GOAL:
Scan the lines below for the string "with" and report how many lines contain it, giving only the number.
-- EXTRACTED DATA start --
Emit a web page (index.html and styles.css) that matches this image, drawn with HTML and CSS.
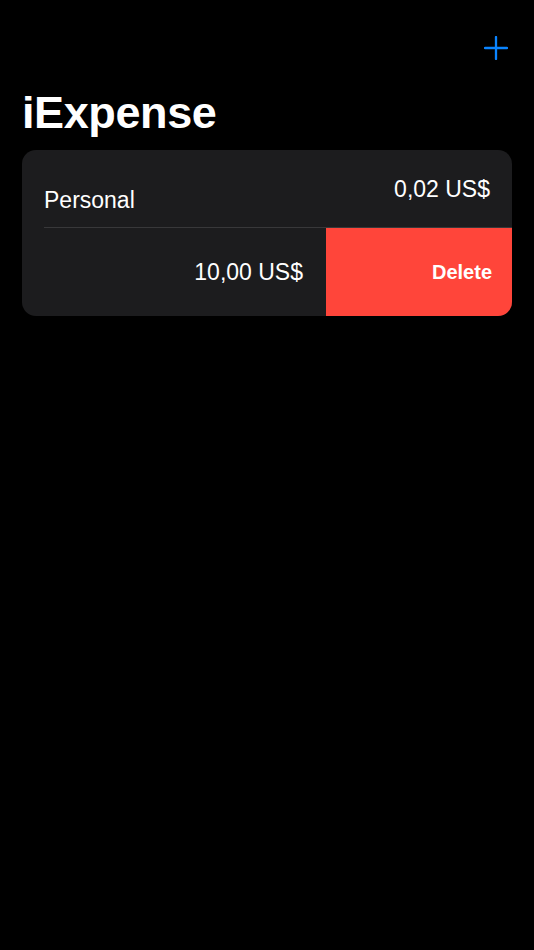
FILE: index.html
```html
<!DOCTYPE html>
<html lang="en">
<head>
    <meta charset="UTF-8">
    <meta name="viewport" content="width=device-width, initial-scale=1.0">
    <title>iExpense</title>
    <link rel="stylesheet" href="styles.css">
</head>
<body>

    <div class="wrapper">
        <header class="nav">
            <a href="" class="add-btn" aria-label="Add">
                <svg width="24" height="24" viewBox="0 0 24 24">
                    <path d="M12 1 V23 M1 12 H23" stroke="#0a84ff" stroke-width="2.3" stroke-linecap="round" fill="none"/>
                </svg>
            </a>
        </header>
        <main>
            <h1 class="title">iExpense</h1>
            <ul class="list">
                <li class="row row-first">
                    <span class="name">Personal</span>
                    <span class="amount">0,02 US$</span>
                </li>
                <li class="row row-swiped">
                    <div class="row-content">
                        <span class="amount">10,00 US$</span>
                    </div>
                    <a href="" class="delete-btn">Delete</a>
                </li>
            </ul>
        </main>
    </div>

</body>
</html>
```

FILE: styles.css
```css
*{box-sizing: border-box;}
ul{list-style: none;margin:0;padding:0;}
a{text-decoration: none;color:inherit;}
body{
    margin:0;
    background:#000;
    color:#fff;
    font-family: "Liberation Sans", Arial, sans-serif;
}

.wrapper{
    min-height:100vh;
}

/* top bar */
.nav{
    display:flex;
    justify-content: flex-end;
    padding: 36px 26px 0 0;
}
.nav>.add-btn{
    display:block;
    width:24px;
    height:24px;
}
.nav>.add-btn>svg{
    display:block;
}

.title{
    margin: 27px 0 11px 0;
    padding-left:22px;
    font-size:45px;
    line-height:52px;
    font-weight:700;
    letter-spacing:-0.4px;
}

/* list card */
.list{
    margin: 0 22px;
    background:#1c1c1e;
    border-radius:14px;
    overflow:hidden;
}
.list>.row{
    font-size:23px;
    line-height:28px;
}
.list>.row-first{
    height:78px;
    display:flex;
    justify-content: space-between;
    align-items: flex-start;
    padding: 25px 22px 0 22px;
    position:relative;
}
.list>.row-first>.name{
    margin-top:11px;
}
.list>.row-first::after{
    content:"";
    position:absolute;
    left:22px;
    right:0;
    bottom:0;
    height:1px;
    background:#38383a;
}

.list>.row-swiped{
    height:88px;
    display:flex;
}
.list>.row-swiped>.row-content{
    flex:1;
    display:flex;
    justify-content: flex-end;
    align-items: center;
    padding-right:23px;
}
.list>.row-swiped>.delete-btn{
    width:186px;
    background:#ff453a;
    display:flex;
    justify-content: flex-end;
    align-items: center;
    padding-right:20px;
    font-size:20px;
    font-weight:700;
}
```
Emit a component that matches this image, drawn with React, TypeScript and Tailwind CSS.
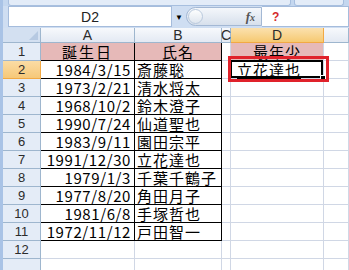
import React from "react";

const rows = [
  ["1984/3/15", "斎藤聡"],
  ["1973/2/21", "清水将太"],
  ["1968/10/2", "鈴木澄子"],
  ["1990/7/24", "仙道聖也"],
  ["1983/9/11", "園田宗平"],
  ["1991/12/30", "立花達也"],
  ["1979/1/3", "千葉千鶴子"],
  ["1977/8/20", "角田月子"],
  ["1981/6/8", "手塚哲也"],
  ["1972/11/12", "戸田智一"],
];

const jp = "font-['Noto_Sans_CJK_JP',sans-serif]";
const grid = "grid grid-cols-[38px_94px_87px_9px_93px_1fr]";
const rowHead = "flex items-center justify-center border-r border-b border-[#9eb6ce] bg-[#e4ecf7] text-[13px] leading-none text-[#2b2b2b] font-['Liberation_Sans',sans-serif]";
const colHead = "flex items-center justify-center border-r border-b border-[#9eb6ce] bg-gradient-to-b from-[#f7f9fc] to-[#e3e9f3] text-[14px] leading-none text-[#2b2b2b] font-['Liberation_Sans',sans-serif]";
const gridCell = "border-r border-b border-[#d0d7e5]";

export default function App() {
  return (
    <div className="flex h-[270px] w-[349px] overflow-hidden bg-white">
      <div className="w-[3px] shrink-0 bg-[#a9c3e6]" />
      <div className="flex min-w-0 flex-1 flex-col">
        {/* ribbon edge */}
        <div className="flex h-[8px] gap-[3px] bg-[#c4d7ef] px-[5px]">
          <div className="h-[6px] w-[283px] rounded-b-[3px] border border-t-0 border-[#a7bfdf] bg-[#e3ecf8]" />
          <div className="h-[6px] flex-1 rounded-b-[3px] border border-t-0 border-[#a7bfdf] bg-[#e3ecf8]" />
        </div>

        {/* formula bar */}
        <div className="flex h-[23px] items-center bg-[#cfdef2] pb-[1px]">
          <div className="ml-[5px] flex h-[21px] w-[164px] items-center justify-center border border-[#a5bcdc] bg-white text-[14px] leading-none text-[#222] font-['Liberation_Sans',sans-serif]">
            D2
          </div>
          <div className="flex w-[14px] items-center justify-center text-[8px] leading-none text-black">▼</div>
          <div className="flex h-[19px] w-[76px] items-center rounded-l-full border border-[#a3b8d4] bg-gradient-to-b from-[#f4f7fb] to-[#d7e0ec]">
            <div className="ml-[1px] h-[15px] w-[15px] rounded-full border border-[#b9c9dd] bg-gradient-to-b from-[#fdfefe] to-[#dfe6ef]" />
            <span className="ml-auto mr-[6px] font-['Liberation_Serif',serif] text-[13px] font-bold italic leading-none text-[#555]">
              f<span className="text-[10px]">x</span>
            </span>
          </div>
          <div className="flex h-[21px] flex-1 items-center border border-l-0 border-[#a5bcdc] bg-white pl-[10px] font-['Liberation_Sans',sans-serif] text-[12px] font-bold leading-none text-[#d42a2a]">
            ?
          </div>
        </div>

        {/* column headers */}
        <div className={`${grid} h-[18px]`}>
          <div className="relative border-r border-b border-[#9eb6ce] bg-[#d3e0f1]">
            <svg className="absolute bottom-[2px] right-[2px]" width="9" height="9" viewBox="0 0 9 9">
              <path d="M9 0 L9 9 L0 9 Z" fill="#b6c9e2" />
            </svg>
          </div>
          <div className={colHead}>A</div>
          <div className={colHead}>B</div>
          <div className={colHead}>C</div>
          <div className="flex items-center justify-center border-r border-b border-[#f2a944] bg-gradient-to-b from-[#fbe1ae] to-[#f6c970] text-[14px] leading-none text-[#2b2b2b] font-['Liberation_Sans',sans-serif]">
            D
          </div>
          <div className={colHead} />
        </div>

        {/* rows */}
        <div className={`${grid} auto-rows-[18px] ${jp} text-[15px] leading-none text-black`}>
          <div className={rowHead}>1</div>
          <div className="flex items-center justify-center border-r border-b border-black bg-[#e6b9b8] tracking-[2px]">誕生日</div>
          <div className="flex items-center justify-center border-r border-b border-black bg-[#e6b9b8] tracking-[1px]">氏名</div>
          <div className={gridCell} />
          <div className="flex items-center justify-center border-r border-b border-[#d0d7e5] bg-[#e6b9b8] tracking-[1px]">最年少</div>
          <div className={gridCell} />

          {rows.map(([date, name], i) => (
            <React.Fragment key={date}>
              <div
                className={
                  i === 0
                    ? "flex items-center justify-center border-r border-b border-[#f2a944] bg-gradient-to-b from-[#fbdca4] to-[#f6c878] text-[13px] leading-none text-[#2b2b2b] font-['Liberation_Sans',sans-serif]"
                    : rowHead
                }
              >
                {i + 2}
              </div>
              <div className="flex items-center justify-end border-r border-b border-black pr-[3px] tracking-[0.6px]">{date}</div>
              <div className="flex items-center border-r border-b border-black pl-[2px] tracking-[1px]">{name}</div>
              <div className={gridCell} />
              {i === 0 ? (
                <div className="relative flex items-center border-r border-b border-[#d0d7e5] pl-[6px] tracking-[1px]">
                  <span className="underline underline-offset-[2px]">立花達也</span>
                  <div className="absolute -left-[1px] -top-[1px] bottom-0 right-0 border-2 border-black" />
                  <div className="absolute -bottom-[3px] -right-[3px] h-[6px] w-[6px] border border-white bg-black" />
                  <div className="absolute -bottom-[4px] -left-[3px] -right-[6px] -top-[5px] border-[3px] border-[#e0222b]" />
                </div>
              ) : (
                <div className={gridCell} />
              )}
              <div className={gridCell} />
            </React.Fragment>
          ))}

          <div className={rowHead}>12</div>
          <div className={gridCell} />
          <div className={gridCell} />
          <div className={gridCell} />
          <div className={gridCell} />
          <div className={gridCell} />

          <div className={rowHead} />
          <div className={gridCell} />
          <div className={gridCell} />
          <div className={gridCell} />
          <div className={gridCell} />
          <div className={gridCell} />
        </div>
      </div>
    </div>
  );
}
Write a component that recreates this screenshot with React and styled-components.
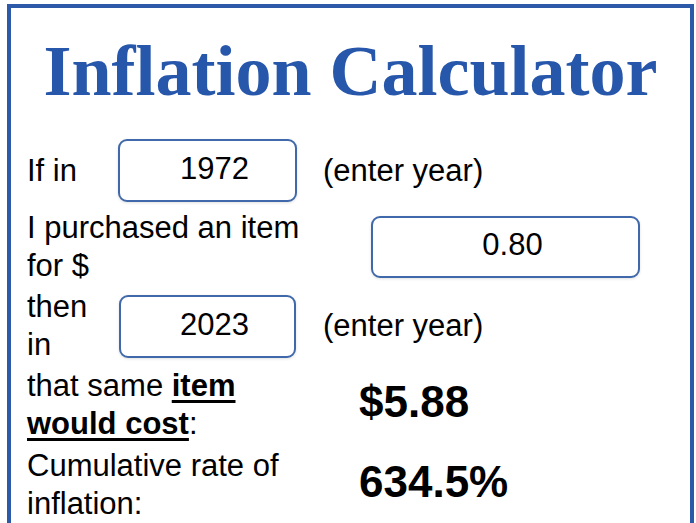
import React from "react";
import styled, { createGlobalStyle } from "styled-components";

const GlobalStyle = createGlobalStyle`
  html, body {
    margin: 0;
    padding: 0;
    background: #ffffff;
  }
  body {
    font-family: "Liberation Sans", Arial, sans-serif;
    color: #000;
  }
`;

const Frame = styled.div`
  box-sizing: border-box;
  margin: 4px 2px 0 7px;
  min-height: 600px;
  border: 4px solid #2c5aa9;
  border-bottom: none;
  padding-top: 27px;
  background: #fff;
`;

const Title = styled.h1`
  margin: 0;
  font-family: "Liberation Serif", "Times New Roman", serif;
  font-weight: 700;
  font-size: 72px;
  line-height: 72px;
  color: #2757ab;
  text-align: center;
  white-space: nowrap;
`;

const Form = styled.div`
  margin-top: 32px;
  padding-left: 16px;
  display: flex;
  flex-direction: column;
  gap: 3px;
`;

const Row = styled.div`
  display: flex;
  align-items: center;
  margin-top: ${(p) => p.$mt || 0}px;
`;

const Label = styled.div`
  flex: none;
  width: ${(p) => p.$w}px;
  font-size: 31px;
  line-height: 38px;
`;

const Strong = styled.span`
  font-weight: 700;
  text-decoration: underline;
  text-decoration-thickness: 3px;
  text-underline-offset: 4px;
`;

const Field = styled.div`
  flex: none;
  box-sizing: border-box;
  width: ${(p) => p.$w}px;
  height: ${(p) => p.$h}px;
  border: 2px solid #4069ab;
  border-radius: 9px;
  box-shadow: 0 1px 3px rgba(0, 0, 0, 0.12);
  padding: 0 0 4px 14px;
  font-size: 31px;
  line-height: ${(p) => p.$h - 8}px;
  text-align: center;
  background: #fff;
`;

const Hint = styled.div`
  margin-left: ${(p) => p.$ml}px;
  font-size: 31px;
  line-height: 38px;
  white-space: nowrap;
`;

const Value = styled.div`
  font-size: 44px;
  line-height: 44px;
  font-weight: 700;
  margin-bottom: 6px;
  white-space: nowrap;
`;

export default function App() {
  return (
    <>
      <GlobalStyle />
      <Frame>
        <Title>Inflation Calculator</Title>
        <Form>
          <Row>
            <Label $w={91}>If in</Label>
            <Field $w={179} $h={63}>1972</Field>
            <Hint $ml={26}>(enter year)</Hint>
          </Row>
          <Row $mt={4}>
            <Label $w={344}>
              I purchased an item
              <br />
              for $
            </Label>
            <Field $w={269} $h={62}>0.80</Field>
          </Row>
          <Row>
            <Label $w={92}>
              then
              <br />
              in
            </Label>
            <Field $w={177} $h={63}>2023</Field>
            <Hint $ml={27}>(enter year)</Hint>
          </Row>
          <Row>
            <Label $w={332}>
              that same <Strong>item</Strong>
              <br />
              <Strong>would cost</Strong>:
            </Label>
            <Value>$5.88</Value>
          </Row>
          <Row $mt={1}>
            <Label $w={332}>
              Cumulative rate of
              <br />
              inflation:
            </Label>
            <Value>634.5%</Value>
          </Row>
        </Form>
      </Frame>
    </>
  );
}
-- EXTRACTED DATA end --
SOLUTION:
3